The time travel element of the “revivals” is intriguing. Satoru still possesses the mind and memories of his 29-year-old self, but he’s in his 10-year-old body. This does cause some amusing situations, and some problems, too. For example, his older self has forgotten where he and his friends had their “secret hideout.”
But it also allows him to see things that his younger self had missed. When he notices a bruise on Kayo’s leg, and then reads a composition she wrote about wanting to be alone on an island, he realizes that even before she was killed, bad things were happening to her. So his attempts to save her life also end up being attempts to get her out of an abusive home.
By the way, the name of Kayo’s composition, “Boku Dake ga Inai Machi,” is the Japanese title of the anime and the manga it’s based on. The translations I’ve seen of this title go something like this, “The Town Where I Am Missing.”
Finding new mistakes to make
I’ll try to avoid too much that might be spoiler material, but what comes next might fit that category for some people, so be warned.
Satoru’s first attempt to change the past failed, and he got booted back to the present into the middle of the same predicament he had left. He does discovers that he had been able to make a few small changes, but nothing significant. Then, when he gets another chance, he is able to keep some things from happening, but makes other mistakes that are costly to him.
I’d guess I’m not the only person who’s ever wanted to jump back in time a few minutes or a few hours and redo something. I’ve thought it would be helpful, though, really, I’d likely just be trading one set of mistakes for another. I’d probably spend most of my re-dos exploring new and creative ways to really and monumentally mess things up.
Mother and child
One thing that’s evident early in that story is that the relationship between Satoru and his mother is strained.

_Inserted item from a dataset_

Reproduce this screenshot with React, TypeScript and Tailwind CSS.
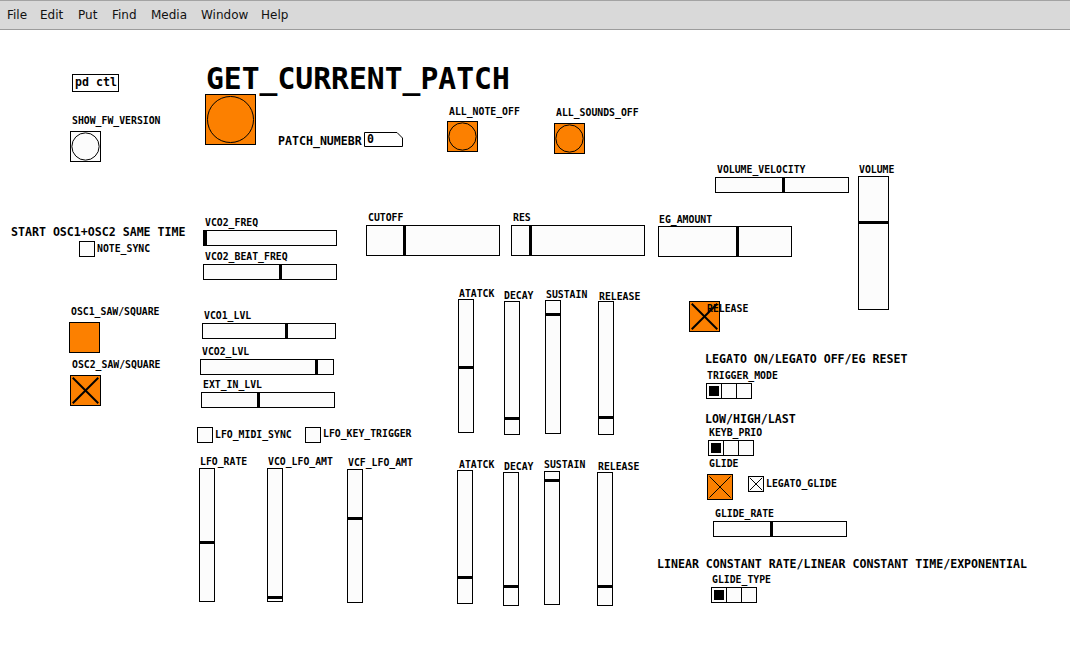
import type { ReactNode } from 'react';

const Label = ({ className, children }: { className: string; children: ReactNode }) => (
  <div className={`absolute whitespace-nowrap text-[9.8px] font-bold leading-none text-black ${className}`}>
    {children}
  </div>
);

const Comment = ({ className, children }: { className: string; children: ReactNode }) => (
  <div className={`absolute whitespace-nowrap text-[11.6px] font-bold leading-none text-black ${className}`}>
    {children}
  </div>
);

const HSlider = ({ className, knob }: { className: string; knob: number }) => (
  <div className={`absolute border border-black bg-[#fcfcfc] ${className}`}>
    <div className="absolute top-0 bottom-0 w-[3px] bg-black" style={{ left: knob }} />
  </div>
);

const VSlider = ({ className, knob }: { className: string; knob: number }) => (
  <div className={`absolute border border-black bg-[#fcfcfc] ${className}`}>
    <div className="absolute left-0 right-0 h-[3px] bg-black" style={{ top: knob }} />
  </div>
);

const Bang = ({ className, orange }: { className: string; orange?: boolean }) => (
  <div className={`absolute border border-black ${orange ? 'bg-[#fc8000]' : 'bg-[#fcfcfc]'} ${className}`}>
    <svg className="absolute inset-0 h-full w-full" viewBox="0 0 100 100">
      <circle cx="50" cy="50" r="47" fill="none" stroke="black" strokeWidth="1" vectorEffect="non-scaling-stroke" />
    </svg>
  </div>
);

const Toggle = ({
  className,
  orange,
  on,
  thick
}: {
  className: string;
  orange?: boolean;
  on?: boolean;
  thick?: boolean;
}) => (
  <div className={`absolute border border-black ${orange ? 'bg-[#fc8000]' : 'bg-[#fcfcfc]'} ${className}`}>
    {on && (
      <svg className="absolute inset-0 h-full w-full" viewBox="0 0 100 100" preserveAspectRatio="none">
        <line x1="6" y1="6" x2="94" y2="94" stroke="black" strokeWidth={thick ? 2 : 1} vectorEffect="non-scaling-stroke" />
        <line x1="94" y1="6" x2="6" y2="94" stroke="black" strokeWidth={thick ? 2 : 1} vectorEffect="non-scaling-stroke" />
      </svg>
    )}
  </div>
);

const Radio = ({ className }: { className: string }) => (
  <div className={`absolute flex h-[16px] border border-black bg-[#fcfcfc] ${className}`}>
    <div className="flex w-[14px] items-center justify-center">
      <div className="h-[10px] w-[10px] bg-black" />
    </div>
    <div className="w-[15px] border-l border-black" />
    <div className="w-[15px] border-l border-black" />
  </div>
);

const menu = [
  { name: 'File', w: 'w-[33px]' },
  { name: 'Edit', w: 'w-[38px]' },
  { name: 'Put', w: 'w-[34px]' },
  { name: 'Find', w: 'w-[39px]' },
  { name: 'Media', w: 'w-[50px]' },
  { name: 'Window', w: 'w-[60px]' },
  { name: 'Help', w: 'w-[40px]' }
];

const App = () => {
  return (
    <div className="h-[646px] w-[1070px] overflow-hidden bg-white">
      {/* menu bar */}
      <div className="flex h-[30px] items-center border-t border-b border-t-[#a3a3a3] border-b-[#9c9c9c] bg-[#d9d9d9] pl-[7px] font-['DejaVu_Sans',sans-serif] text-[12px] text-[#111]">
        {menu.map(item => (
          <div key={item.name} className={item.w}>
            {item.name}
          </div>
        ))}
      </div>

      <div className="relative h-[616px] font-['DejaVu_Sans_Mono',monospace]">
        <div className="absolute left-[72px] top-[44px] flex h-[18px] w-[47px] items-center border border-black pl-[2px] text-[11.6px] font-bold leading-none">
          pd ctl
        </div>

        <div className="absolute left-[206px] top-[34px] whitespace-nowrap text-[29.7px] font-bold leading-none">
          GET_CURRENT_PATCH
        </div>
        <Bang className="left-[205px] top-[64px] h-[51px] w-[51px]" orange />

        <Comment className="left-[278px] top-[105.5px]">PATCH_NUMEBR</Comment>
        <div className="absolute left-[364px] top-[102px] h-[15px] w-[39px]">
          <svg className="absolute inset-0" width="39" height="15" viewBox="0 0 39 15">
            <path d="M0.5 0.5 H33 L38.5 6 V14.5 H0.5 Z" fill="white" stroke="black" strokeWidth="1" />
          </svg>
          <div className="absolute left-[3px] top-[1.5px] text-[11.6px] font-bold leading-none">0</div>
        </div>

        <Label className="left-[449px] top-[77px]">ALL_NOTE_OFF</Label>
        <Bang className="left-[447px] top-[91px] h-[31px] w-[31px]" orange />
        <Label className="left-[556px] top-[78px]">ALL_SOUNDS_OFF</Label>
        <Bang className="left-[554px] top-[93px] h-[31px] w-[31px]" orange />

        <Label className="left-[72px] top-[85.5px]">SHOW_FW_VERSION</Label>
        <Bang className="left-[70px] top-[101px] h-[31px] w-[31px]" />

        <Comment className="left-[11px] top-[197px]">START OSC1+OSC2 SAME TIME</Comment>
        <Toggle className="left-[79px] top-[211px] h-[16px] w-[16px]" />
        <Label className="left-[97px] top-[214px]">NOTE_SYNC</Label>

        {/* oscillator sliders */}
        <Label className="left-[205px] top-[188px]">VCO2_FREQ</Label>
        <HSlider className="left-[203px] top-[200px] h-[16px] w-[134px]" knob={0} />
        <Label className="left-[205px] top-[222px]">VCO2_BEAT_FREQ</Label>
        <HSlider className="left-[203px] top-[234px] h-[16px] w-[134px]" knob={75} />
        <Label className="left-[204px] top-[281px]">VCO1_LVL</Label>
        <HSlider className="left-[202px] top-[293px] h-[16px] w-[134px]" knob={82} />
        <Label className="left-[202px] top-[317px]">VCO2_LVL</Label>
        <HSlider className="left-[200px] top-[329px] h-[16px] w-[134px]" knob={114} />
        <Label className="left-[203px] top-[350px]">EXT_IN_LVL</Label>
        <HSlider className="left-[201px] top-[362px] h-[16px] w-[134px]" knob={55} />

        {/* filter */}
        <Label className="left-[368px] top-[183px]">CUTOFF</Label>
        <HSlider className="left-[366px] top-[195px] h-[31px] w-[134px]" knob={36} />
        <Label className="left-[513px] top-[183px]">RES</Label>
        <HSlider className="left-[511px] top-[195px] h-[31px] w-[134px]" knob={17} />
        <Label className="left-[659px] top-[185px]">EG_AMOUNT</Label>
        <HSlider className="left-[658px] top-[196px] h-[31px] w-[134px]" knob={77} />

        <Label className="left-[717px] top-[135px]">VOLUME_VELOCITY</Label>
        <HSlider className="left-[715px] top-[147px] h-[16px] w-[134px]" knob={66} />
        <Label className="left-[859px] top-[135px]">VOLUME</Label>
        <VSlider className="left-[858px] top-[146px] h-[134px] w-[31px]" knob={44} />

        {/* envelope 1 */}
        <Label className="left-[459px] top-[259px]">ATATCK</Label>
        <VSlider className="left-[458px] top-[269px] h-[134px] w-[16px]" knob={66} />
        <Label className="left-[504px] top-[261px]">DECAY</Label>
        <VSlider className="left-[504px] top-[271px] h-[134px] w-[16px]" knob={115} />
        <Label className="left-[546px] top-[259.5px]">SUSTAIN</Label>
        <VSlider className="left-[545px] top-[270px] h-[134px] w-[16px]" knob={12} />
        <Label className="left-[599px] top-[261.5px]">RELEASE</Label>
        <VSlider className="left-[598px] top-[271px] h-[134px] w-[16px]" knob={114} />

        {/* envelope 2 */}
        <Label className="left-[459px] top-[429.5px]">ATATCK</Label>
        <VSlider className="left-[457px] top-[440px] h-[134px] w-[16px]" knob={105} />
        <Label className="left-[504px] top-[432px]">DECAY</Label>
        <VSlider className="left-[503px] top-[442px] h-[134px] w-[16px]" knob={112} />
        <Label className="left-[544px] top-[430px]">SUSTAIN</Label>
        <VSlider className="left-[544px] top-[441px] h-[134px] w-[16px]" knob={7} />
        <Label className="left-[598px] top-[431.5px]">RELEASE</Label>
        <VSlider className="left-[597px] top-[442px] h-[134px] w-[16px]" knob={112} />

        {/* waveform toggles */}
        <Label className="left-[71px] top-[277px]">OSC1_SAW/SQUARE</Label>
        <Toggle className="left-[69px] top-[292px] h-[31px] w-[31px]" orange />
        <Label className="left-[72px] top-[329.5px]">OSC2_SAW/SQUARE</Label>
        <Toggle className="left-[70px] top-[345px] h-[31px] w-[31px]" orange on thick />

        {/* lfo */}
        <Toggle className="left-[197px] top-[397px] h-[16px] w-[16px]" />
        <Label className="left-[215px] top-[400px]">LFO_MIDI_SYNC</Label>
        <Toggle className="left-[305px] top-[397px] h-[16px] w-[16px]" />
        <Label className="left-[323px] top-[399px]">LFO_KEY_TRIGGER</Label>

        <Label className="left-[200px] top-[426.5px]">LFO_RATE</Label>
        <VSlider className="left-[199px] top-[438px] h-[134px] w-[16px]" knob={72} />
        <Label className="left-[268px] top-[427px]">VCO_LFO_AMT</Label>
        <VSlider className="left-[267px] top-[438px] h-[134px] w-[16px]" knob={127} />
        <Label className="left-[348px] top-[428px]">VCF_LFO_AMT</Label>
        <VSlider className="left-[347px] top-[439px] h-[134px] w-[16px]" knob={47} />

        {/* right column */}
        <Toggle className="left-[689px] top-[271px] h-[31px] w-[31px]" orange on thick />
        <Label className="left-[707px] top-[273.5px]">RELEASE</Label>

        <Comment className="left-[705px] top-[324px]">LEGATO ON/LEGATO OFF/EG RESET</Comment>
        <Label className="left-[707px] top-[340.5px]">TRIGGER_MODE</Label>
        <Radio className="left-[706px] top-[353px]" />

        <Comment className="left-[705px] top-[384px]">LOW/HIGH/LAST</Comment>
        <Label className="left-[709px] top-[397.5px]">KEYB_PRIO</Label>
        <Radio className="left-[708px] top-[410px]" />

        <Label className="left-[709px] top-[429px]">GLIDE</Label>
        <Toggle className="left-[707px] top-[444px] h-[26px] w-[26px]" orange on />
        <Toggle className="left-[748px] top-[446px] h-[16px] w-[16px]" on />
        <Label className="left-[766px] top-[449px]">LEGATO_GLIDE</Label>

        <Label className="left-[715px] top-[479px]">GLIDE_RATE</Label>
        <HSlider className="left-[713px] top-[491px] h-[16px] w-[134px]" knob={56} />

        <Comment className="left-[657px] top-[529px]">LINEAR CONSTANT RATE/LINEAR CONSTANT TIME/EXPONENTIAL</Comment>
        <Label className="left-[712px] top-[544.5px]">GLIDE_TYPE</Label>
        <Radio className="left-[711px] top-[557px]" />
      </div>
    </div>
  );
};

export default App;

The reasons seem to range from his own lack of success to some things that happened during the kidnapping spree when he was a child.
One of the things I liked during the series was seeing his view of his mother change. Returning to the past after seeing her dead reminds him of many of the good things they’d had that he’d forgotten about. It’s good to see them on good terms. And I’ll not spoil the last part of the story, except that it shows her love for her son in a particularly strong way.
On the other hand, there is another mother-child relationship that is very much worse. Some of the series’ most disturbing scenes involve what Kayo’s mother does to her, and how she tries to cover it up. The contrast between the two mothers is most clearly shown when Satoru’s mother allows Kayo into their home while Satoru is trying to hide her, particularly the breakfast scene. I’ll just mention it here, but let you watch it for yourself, if you wish.
God of second chances?
I remember something from when I was a kid. It was Sunday mornings, and sometimes there would be these church services on television. On one of them, there was a man who often sang a song with lyrics which were something like “Our God is the God of a second chance.”
That’s not the last time I’ve heard such an idea. It seems to be fairly popular. But is it true?
Because the truth is, the revivals of “Erased” are fictions. We don’t get replays or rewinds, we don’t get to go back to the last saved moment, the past will always be the past and never again be the present. The things we did wrong yesterday will always be done and be wrong.
Although I can understand the point trying to be made, I’m not sure it’s a point that’s true. The truth is, there are no second chances. God doesn’t give us chances to redo what we did wrong yesterday, or even five minutes ago.
God isn’t the God of second chances. It’s more accurate to say that Christ is our only chance. As Christ said, “I am the way, the truth, and the life. No one comes to the Father, but by me.”
King David could not undo his adultery and murder, he could only confess his sins to God and ask for mercy. “Have mercy on my, O God, according to your loving kindness. According to your great compassion, blot out my transgressions … Against you, you only, have I sinned, and done what is evil in your sight. … Wash me thoroughly from my iniquities, and cleanse me from my sins.”1
God doesn’t give us rewinds, but he has redeemed those who are His.
“Erased” is a very engaging series. The time travel element is done intelligently, and the story is told in a way that does well in increasing the tension and the stakes. There are some disturbing scenes where ugliness is shown, but also ones where kindness is well displayed, too. I can give it a strong recommendation.